Bu Robot Bir Günde 20 Adet Ev Yapıyor

İsveçli yapı malzemeleri üreticisi Maxit, ABD’deki Güney Kaliforniya Üniversitesi ile yaklaşık 8 yıldan bu yana felaketlerin ardından hızlı bir şekilde kalıcı konutlar üretebilecek bir robot üzerinde çalışıyor. Maxit Türkiye Genel Müdürü Cem Baki Sinal’in verdiği bilgilere göre robotun önümüzdeki yıl piyasaya çıkması bekleniyor.

Tek bir robot günde azami 20 adet kalıcı konut üretebiliyor. Robot, özel kimyasallarla ve harçlarla karıştırılarak sıvılaştırılmış bir beton türü kullanıyor. Maxit tarafından geliştirilen bu beton çok kısa bir sürede donuyor ve katılaşıyor. Kapı ve pencere gibi birçok yardımcı eleman da robotun alabileceği şekilde hazır bırakılıyor.

Prototip üretildi
Ayrıca robotu kurabilmek için bir zemin hazırlığı gerekiyor. Bunun için de zemin düzleştiriliyor ve bir zemin betonu atılıyor. Daha sonra robotun ilerleyebileceği bir ray kuruluyor ve robot üzerine yerleştiriliyor. Geri kalanını ise robot tek başına hallediyor. Ancak robotun beton ve harç deposunun da gün içinde birkaç kez doldurulması gerekiyor.
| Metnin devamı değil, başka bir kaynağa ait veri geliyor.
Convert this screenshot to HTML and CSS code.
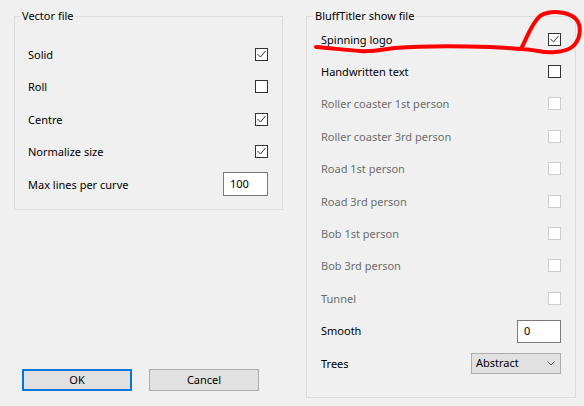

Sinal’in verdiği bilgilere göre şu anda robotun bir prototipi ABD’de üretilmiş durumda. Son denemeleri ve aylarlamaları yapılan robotun, önümüzdeki yıl içinde piyasaya sürülmesi bekleniyor. Robot, üzerine mimarlar tarafından yüklenecek yazılıma göre birkaç çeşit ev yapabiliyor. Ancak henüz iki kattan daha büyük ev yapamıyor.

İnşaat işçiliği bitiyor mu?
Robotların inşaat sektörüne girmesi ile birlikte felaketlerin ardından hızlı bir şekilde kalıcı konutların yapılabileceğini belirten Sinal, bu sayede geçici konut sorunun da ortadan kalkacağını ve böylelikle önemli bir maliyet avantajı sağlanacağını belirtiyor.

Özellikle Türkiye gibi deprem riski yüksek olan ülkelerde ev yapan robotlar gelecekte önemli bir rol oynayabilir. Zaten projenin ortaya atılmasının temel gerekçesi de yaşanabilecek büyük felaketlerin ardından çok hızlı bir şekilde kalıcı konut inşaa edilebilmesi. Ancak robotların inşaat sektörüne girmesi bu alanda çalışanların da artık zamanla başka işler bulması gerekeceğini de ortaya koyuyor.